WORK REQUIRED:
Copy out each line exactly; pictures stay out of the copy.

RECORDED DATA:
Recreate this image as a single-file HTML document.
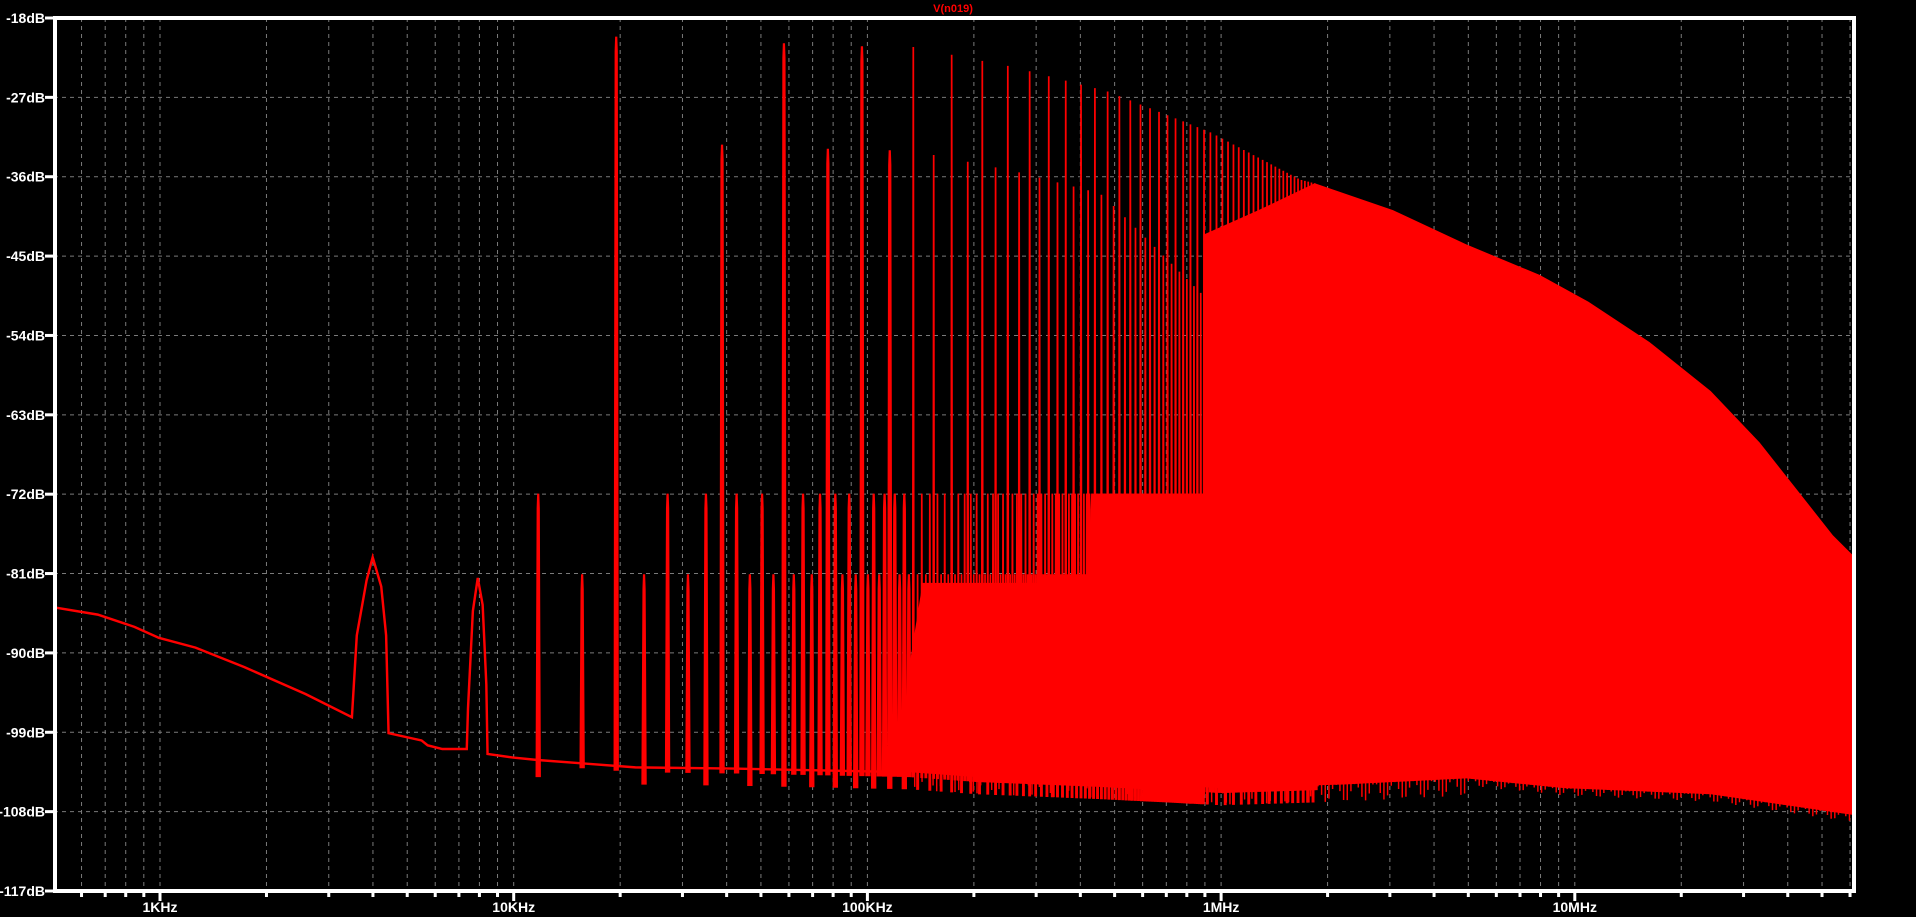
<!DOCTYPE html>
<html><head><meta charset="utf-8"><style>
html,body{margin:0;padding:0;background:#000;width:1916px;height:917px;overflow:hidden}
svg{display:block}
text{font-family:"Liberation Sans",sans-serif;font-weight:bold;fill:#fff}
</style></head><body>
<svg id="s" width="1916" height="917" viewBox="0 0 1916 917" xmlns="http://www.w3.org/2000/svg">
<rect width="1916" height="917" fill="#000"/>
<g id="grid" stroke="#7a7a7a" stroke-width="1" stroke-dasharray="4,4"></g>
<g id="data" transform="scale(1.2219)"></g>
<g id="axes"></g>
<text x="953" y="12" font-size="11" text-anchor="middle" style="fill:#ff0000">V(n019)</text>
</svg>
<script>
var NS="http://www.w3.org/2000/svg";
function el(p,t,a,txt){var e=document.createElementNS(NS,t);for(var k in a)e.setAttribute(k,a[k]);if(txt)e.textContent=txt;document.getElementById(p).appendChild(e);return e;}
var L=54,R=1854,T=18,B=891,D=353.7;
function X(f){return 160+D*Math.log10(f/1000);}
for(var i=1;i<11;i++){var y=T+i*(B-T)/11;el('grid','line',{x1:L,x2:R,y1:y,y2:y});}
var decs=[100,1000,10000,100000,1e6,1e7];
decs.forEach(function(d){for(var m=1;m<10;m++){var x=X(d*m);if(x>L+2&&x<R-2){el('grid','line',{x1:x,x2:x,y1:T,y2:B});
el('axes','rect',{x:x-1.5,y:B,width:3,height:m==1?10:6,fill:'#fff'});}}});
el('axes','rect',{x:L-1,y:T-2,width:R-L+2,height:4,fill:'#fff'});
el('axes','rect',{x:L-1,y:B-2,width:R-L+2,height:4,fill:'#fff'});
el('axes','rect',{x:L-1,y:T-2,width:4,height:B-T+4,fill:'#fff'});
el('axes','rect',{x:R-2,y:T-2,width:4,height:B-T+4,fill:'#fff'});
for(var i=0;i<12;i++){var y=T+i*(B-T)/11;el('axes','rect',{x:L-9,y:y-1.5,width:9,height:3,fill:'#fff'});
el('axes','text',{x:L-9,y:y+5,'font-size':14,'text-anchor':'end'},(-18-9*i)+'dB');}
[['1KHz',1e3],['10KHz',1e4],['100KHz',1e5],['1MHz',1e6],['10MHz',1e7]].forEach(function(a){
el('axes','text',{x:X(a[1]),y:912,'font-size':14,'text-anchor':'middle'},a[0]);});
function xd(f){return 130+287.7*Math.log10(f/1000);}
function interp(pts,x){if(x<=pts[0][0])return pts[0][1];for(var i=1;i<pts.length;i++){if(x<=pts[i][0]){var a=pts[i-1],b=pts[i];return a[1]+(b[1]-a[1])*(x-a[0])/(b[0]-a[0]);}}return pts[pts.length-1][1];}
var base=[[44,497],[80,503],[110,513],[130,522],[160,530],[200,546],[250,568],[288,587],[292,520],[300,475],[305,456],[312,480],[316,520],[318,600],[345,606],[350,610],[362,613],[382,613],[383,580],[387,500],[391,473],[395,495],[398,560],[399,617],[420,620],[440,622],[480,625],[520,628],[600,629],[745,632]];
var d='M'+base.map(function(p){return p[0]+','+p[1]}).join(' L');
el('data','path',{d:d,fill:'none',stroke:'#f00','stroke-width':2});
var top1=[[505,30],[709,38],[745,38],[830,55],[907,75],[990,108],[1064,147],[1076,150]];
var bot=[[745,632],[800,636],[900,640],[1000,645],[1100,642],[1200,637],[1280,645],[1400,650],[1517,667]];
var spk='';
for(var k=3;k<=500;k++){var f=4000*k,x=xd(f);if(x>1078)break;var y;
 if(k%5==0){var m=k/5;var yt=interp(top1,x);y=(m%2==1)?yt:yt+85+Math.max(0,x-900)*0.6;}
 else{if(x>985)continue;y=(k%2==1)?404:470;}
 var yb=(x<745?interp(base,x):interp(bot,x))+(x>440?(k%3==0?14:4):0);
 var w=x<745?2.2:1.2, tw=x<745?0.9:0.7;
 spk+='M'+(x-w)+','+yb+' L'+(x-w*0.6)+','+(y+12)+' L'+(x-tw)+','+y+' L'+(x+tw)+','+y+' L'+(x+w*0.6)+','+(y+12)+' L'+(x+w)+','+yb+' Z ';}
el('data','path',{d:spk,fill:'#f00'});
var topF=[[745,540],[755,477],[890,477],[893,404],[985,404],[985,192],[1030,172],[1076,150],[1140,172],[1200,200],[1260,225],[1300,247],[1350,280],[1400,320],[1440,362],[1470,400],[1500,438],[1517,455]];
var pd='M745,632 '+topF.map(function(p){return 'L'+p[0]+','+p[1]}).join(' ');
var bl=bot.slice().reverse();pd+=' '+bl.map(function(p){return 'L'+p[0]+','+p[1]}).join(' ')+' Z';
el('data','path',{d:pd,fill:'#f00'});
var jg='';for(var x=745;x<1517;x+=3){var yb=interp(bot,x);var dd=(Math.sin(x*1.7)*0.5+0.5)*((x<1200)?14:6);jg+='M'+x+','+(yb-2)+' L'+(x+1.2)+','+(yb-2)+' L'+(x+1.2)+','+(yb+dd)+' L'+x+','+(yb+dd)+' Z ';}
el('data','path',{d:jg,fill:'#f00'});
</script>
</body></html>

ANSWER IN FULL:
Recreate this image as a single-file HTML document.
<!DOCTYPE html>
<html><head><meta charset="utf-8"><style>
html,body{margin:0;padding:0;background:#000;width:1916px;height:917px;overflow:hidden}
svg{display:block}
text{font-family:"Liberation Sans",sans-serif;font-weight:bold;fill:#fff}
</style></head><body>
<svg id="s" width="1916" height="917" viewBox="0 0 1916 917" xmlns="http://www.w3.org/2000/svg">
<rect width="1916" height="917" fill="#000"/>
<g id="grid" stroke="#7a7a7a" stroke-width="1" stroke-dasharray="4,4"></g>
<g id="data" transform="scale(1.2219)"></g>
<g id="axes"></g>
<text x="953" y="12" font-size="11" text-anchor="middle" style="fill:#ff0000">V(n019)</text>
</svg>
<script>
var NS="http://www.w3.org/2000/svg";
function el(p,t,a,txt){var e=document.createElementNS(NS,t);for(var k in a)e.setAttribute(k,a[k]);if(txt)e.textContent=txt;document.getElementById(p).appendChild(e);return e;}
var L=54,R=1854,T=18,B=891,D=353.7;
function X(f){return 160+D*Math.log10(f/1000);}
for(var i=1;i<11;i++){var y=T+i*(B-T)/11;el('grid','line',{x1:L,x2:R,y1:y,y2:y});}
var decs=[100,1000,10000,100000,1e6,1e7];
decs.forEach(function(d){for(var m=1;m<10;m++){var x=X(d*m);if(x>L+2&&x<R-2){el('grid','line',{x1:x,x2:x,y1:T,y2:B});
el('axes','rect',{x:x-1.5,y:B,width:3,height:m==1?10:6,fill:'#fff'});}}});
el('axes','rect',{x:L-1,y:T-2,width:R-L+2,height:4,fill:'#fff'});
el('axes','rect',{x:L-1,y:B-2,width:R-L+2,height:4,fill:'#fff'});
el('axes','rect',{x:L-1,y:T-2,width:4,height:B-T+4,fill:'#fff'});
el('axes','rect',{x:R-2,y:T-2,width:4,height:B-T+4,fill:'#fff'});
for(var i=0;i<12;i++){var y=T+i*(B-T)/11;el('axes','rect',{x:L-9,y:y-1.5,width:9,height:3,fill:'#fff'});
el('axes','text',{x:L-9,y:y+5,'font-size':14,'text-anchor':'end'},(-18-9*i)+'dB');}
[['1KHz',1e3],['10KHz',1e4],['100KHz',1e5],['1MHz',1e6],['10MHz',1e7]].forEach(function(a){
el('axes','text',{x:X(a[1]),y:912,'font-size':14,'text-anchor':'middle'},a[0]);});
function xd(f){return 130+287.7*Math.log10(f/1000);}
function interp(pts,x){if(x<=pts[0][0])return pts[0][1];for(var i=1;i<pts.length;i++){if(x<=pts[i][0]){var a=pts[i-1],b=pts[i];return a[1]+(b[1]-a[1])*(x-a[0])/(b[0]-a[0]);}}return pts[pts.length-1][1];}
var base=[[44,497],[80,503],[110,513],[130,522],[160,530],[200,546],[250,568],[288,587],[292,520],[300,475],[305,456],[312,480],[316,520],[318,600],[345,606],[350,610],[362,613],[382,613],[383,580],[387,500],[391,473],[395,495],[398,560],[399,617],[420,620],[440,622],[480,625],[520,628],[600,629],[745,632]];
var d='M'+base.map(function(p){return p[0]+','+p[1]}).join(' L');
el('data','path',{d:d,fill:'none',stroke:'#f00','stroke-width':2});
var top1=[[505,30],[709,38],[745,38],[830,55],[907,75],[990,108],[1064,147],[1076,150]];
var bot=[[745,632],[800,636],[900,640],[1000,645],[1100,642],[1200,637],[1280,645],[1400,650],[1517,667]];
var spk='';
for(var k=3;k<=500;k++){var f=4000*k,x=xd(f);if(x>1078)break;var y;
 if(k%5==0){var m=k/5;var yt=interp(top1,x);y=(m%2==1)?yt:yt+85+Math.max(0,x-900)*0.6;}
 else{if(x>985)continue;y=(k%2==1)?404:470;}
 var yb=(x<745?interp(base,x):interp(bot,x))+(x>440?(k%3==0?14:4):0);
 var w=x<745?2.2:1.2, tw=x<745?0.9:0.7;
 spk+='M'+(x-w)+','+yb+' L'+(x-w*0.6)+','+(y+12)+' L'+(x-tw)+','+y+' L'+(x+tw)+','+y+' L'+(x+w*0.6)+','+(y+12)+' L'+(x+w)+','+yb+' Z ';}
el('data','path',{d:spk,fill:'#f00'});
var topF=[[745,540],[755,477],[890,477],[893,404],[985,404],[985,192],[1030,172],[1076,150],[1140,172],[1200,200],[1260,225],[1300,247],[1350,280],[1400,320],[1440,362],[1470,400],[1500,438],[1517,455]];
var pd='M745,632 '+topF.map(function(p){return 'L'+p[0]+','+p[1]}).join(' ');
var bl=bot.slice().reverse();pd+=' '+bl.map(function(p){return 'L'+p[0]+','+p[1]}).join(' ')+' Z';
el('data','path',{d:pd,fill:'#f00'});
var jg='';for(var x=745;x<1517;x+=3){var yb=interp(bot,x);var dd=(Math.sin(x*1.7)*0.5+0.5)*((x<1200)?14:6);jg+='M'+x+','+(yb-2)+' L'+(x+1.2)+','+(yb-2)+' L'+(x+1.2)+','+(yb+dd)+' L'+x+','+(yb+dd)+' Z ';}
el('data','path',{d:jg,fill:'#f00'});
</script>
</body></html>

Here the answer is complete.